Many of the parents who come to us here at Futterman, Sirotkin, and Seinfeld looking to pursue compensation following a birth injury to their children often feel conflicted. While they love their children immensely, handling the expenses that result from their injuries can be financially and emotionally difficult. Shoulder dystocia is an example of just such an injury.

Shoulder dystocia occurs when a baby’s shoulder becomes stuck on the mother’s pubic bone during the delivery. As a result, inordinate pressure is placed not only on the baby’s shoulder, but his or her lungs and the umbilical cord become compressed, as well. This compression deprives the baby of vital oxygen, while the pressure on his or her shoulder can cause damage to the brachial plexus. According to the Journal of Prenatal Medicine, shoulder dystocia occurs in 0.6 to 3.0 percent of all vaginal deliveries. The net result of this condition can be temporary or permanent arm or shoulder paralysis, or even brain damage should the baby be deprived of oxygen long enough.

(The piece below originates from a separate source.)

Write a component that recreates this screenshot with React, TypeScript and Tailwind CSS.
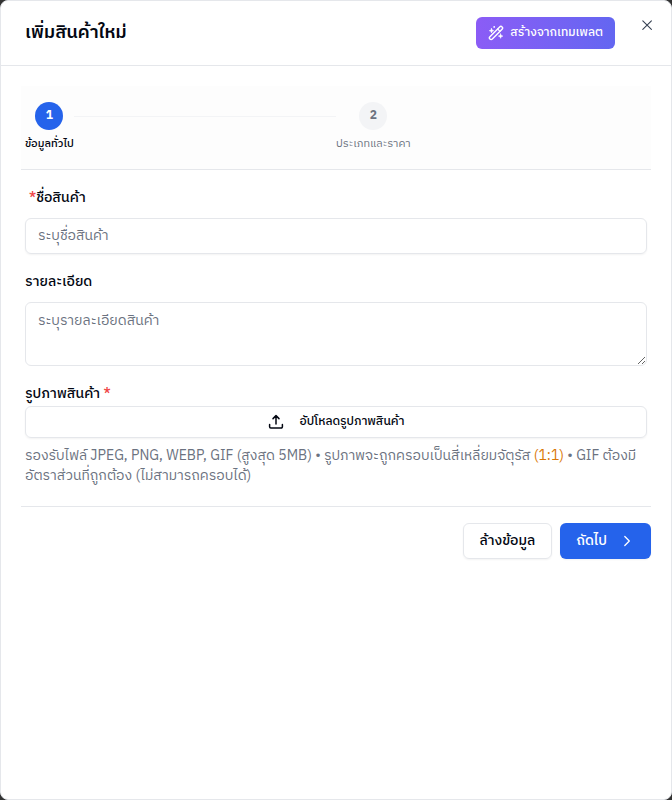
import { useState } from "react";

const steps = [
  { id: 1, label: "ข้อมูลทั่วไป" },
  { id: 2, label: "ประเภทและราคา" },
];

function WandIcon() {
  return (
    <svg width="16" height="16" viewBox="0 0 16 16" fill="none" stroke="currentColor" strokeLinecap="round" strokeLinejoin="round" aria-hidden="true">
      <rect x="-0.6" y="6.3" width="17.2" height="3.4" rx="1.7" strokeWidth="1.4" transform="rotate(-45 8 8)" />
      <path d="m9.6 4 2.4 2.4" strokeWidth="1.1" />
      <path
        d="m3.5 3.5.6 1.6 1.6.6-1.6.6-.6 1.6-.6-1.6-1.6-.6 1.6-.6zM12.6 8.9l.6 1.6 1.6.6-1.6.6-.6 1.6-.6-1.6-1.6-.6 1.6-.6z"
        fill="currentColor"
        strokeWidth="0.6"
      />
      <circle cx="6.2" cy="1.9" r="0.9" fill="currentColor" stroke="none" />
    </svg>
  );
}

function CloseIcon() {
  return (
    <svg width="16" height="16" viewBox="0 0 16 16" fill="none" stroke="currentColor" strokeWidth="1.1" strokeLinecap="round" aria-hidden="true">
      <path d="m3.8 3.8 8.6 8.6M12.4 3.8l-8.6 8.6" />
    </svg>
  );
}

function UploadIcon() {
  return (
    <svg width="16" height="16" viewBox="0 0 16 16" fill="none" stroke="currentColor" strokeWidth="1.5" strokeLinecap="round" strokeLinejoin="round" aria-hidden="true">
      <path d="M8 10V1.8M5 4.6l3-3 3 3M1.6 10.5v2.3A1.2 1.2 0 0 0 2.8 14h10.4a1.2 1.2 0 0 0 1.2-1.2v-2.3" />
    </svg>
  );
}

export default function App() {
  const [activeStep, setActiveStep] = useState(1);
  const [name, setName] = useState("");
  const [description, setDescription] = useState("");

  function clearForm() {
    setName("");
    setDescription("");
    setActiveStep(1);
  }

  return (
    <div className="min-h-screen bg-[#333333] font-['IBM_Plex_Sans_Thai','Noto_Sans_Thai','Noto_Sans',sans-serif] text-sm text-gray-950">
      <div role="dialog" aria-labelledby="dialog-title" className="relative min-h-screen rounded-lg border border-[#e5e7eb] bg-white">
        <header className="flex h-[65px] items-center justify-between border-b border-[#e5e7eb] pr-14 pl-6">
          <h1 id="dialog-title" className="text-lg font-semibold">
            เพิ่มสินค้าใหม่
          </h1>
          <button
            type="button"
            className="flex h-8 items-center gap-1.5 rounded-md bg-linear-to-r from-[#8b5cf6] to-[#6366f1] px-3 text-xs font-medium text-white"
          >
            <WandIcon />
            สร้างจากเทมเพลต
          </button>
        </header>
        <button type="button" aria-label="ปิด" className="absolute top-4 right-4 text-gray-700">
          <CloseIcon />
        </button>

        <form className="px-5 pt-5" onSubmit={(event) => event.preventDefault()}>
          <ol className="flex border-b border-[#e5e7eb] bg-[#fdfdfd] px-1 py-4">
            {steps.map((step, index) => (
              <li key={step.id} className="flex flex-1">
                <div className="flex flex-col items-center gap-1.5">
                  <span
                    className={
                      step.id === activeStep
                        ? "flex size-7 items-center justify-center rounded-full bg-[#2563eb] text-xs font-bold text-white"
                        : "flex size-7 items-center justify-center rounded-full bg-gray-100 text-xs font-bold text-[#6b7280]"
                    }
                  >
                    {step.id}
                  </span>
                  <span
                    className={
                      step.id === activeStep
                        ? "text-[11px] leading-[17px] font-medium whitespace-nowrap"
                        : "text-[11px] leading-[17px] whitespace-nowrap text-[#6b7280]"
                    }
                  >
                    {step.label}
                  </span>
                </div>
                {index < steps.length - 1 ? <div className="mt-3.5 h-px flex-1 bg-gray-100" /> : null}
              </li>
            ))}
          </ol>

          <div className="px-1 pt-4 pb-5">
            <label htmlFor="product-name" className="block px-1 leading-6 font-medium">
              <span className="text-[#ef4444]">*</span>ชื่อสินค้า
            </label>
            <input
              id="product-name"
              value={name}
              onChange={(event) => setName(event.target.value)}
              placeholder="ระบุชื่อสินค้า"
              className="mt-2 block h-9 w-full rounded-md border border-[#e5e7eb] px-3 pb-0.5 shadow-xs placeholder:text-[#6b7280]"
            />

            <label htmlFor="product-description" className="mt-4 block leading-6 font-medium">
              รายละเอียด
            </label>
            <textarea
              id="product-description"
              value={description}
              onChange={(event) => setDescription(event.target.value)}
              placeholder="ระบุรายละเอียดสินค้า"
              className="mt-2 block h-16 w-full rounded-md border border-[#e5e7eb] px-3 py-2 placeholder:text-[#6b7280]"
            />

            <p className="mt-4 leading-6 font-medium">
              รูปภาพสินค้า <span className="text-[#ef4444]">*</span>
            </p>
            <button
              type="button"
              className="flex h-8 w-full items-center justify-center gap-4 rounded-md border border-[#e5e7eb] text-xs font-medium shadow-xs"
            >
              <UploadIcon />
              อัปโหลดรูปภาพสินค้า
            </button>
            <p className="mt-2 leading-5 text-[#6b7280]">
              รองรับไฟล์ JPEG, PNG, WEBP, GIF (สูงสุด 5MB) • รูปภาพจะถูกครอบเป็นสี่เหลี่ยมจัตุรัส{" "}
              <span className="text-[#d97706]">(1:1)</span> • GIF ต้องมีอัตราส่วนที่ถูกต้อง (ไม่สามารถครอบได้)
            </p>
          </div>

          <footer className="flex justify-end gap-2 border-t border-[#e5e7eb] pt-4">
            <button
              type="button"
              onClick={clearForm}
              className="h-9 rounded-md border border-[#e5e7eb] px-4 font-medium shadow-xs"
            >
              ล้างข้อมูล
            </button>
            <button
              type="button"
              onClick={() => setActiveStep(2)}
              className="flex h-9 items-center gap-3 rounded-md bg-[#2563eb] px-4 font-medium text-white shadow-xs"
            >
              ถัดไป
              <svg width="16" height="16" viewBox="0 0 16 16" fill="none" stroke="currentColor" strokeWidth="1.3" strokeLinecap="round" strokeLinejoin="round" aria-hidden="true">
                <path d="m5.8 3.5 4.5 4.5-4.5 4.5" />
              </svg>
            </button>
          </footer>
        </form>
      </div>
    </div>
  );
}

Doctors, nurses, and other health care providers should be trained in recognizing the signs and symptoms of this condition and be prepared to intervene if necessary. The telltale sign of shoulder dystocia is a stalled delivery after the baby’s head has emerged from the birth canal. When this occurs, parents should expect to see extra staff called in to assist in repositioning the mother to assist with the delivery, as well as a pediatrician to monitor the condition of the baby. A delay calling for such assistance by a doctor could prove costly.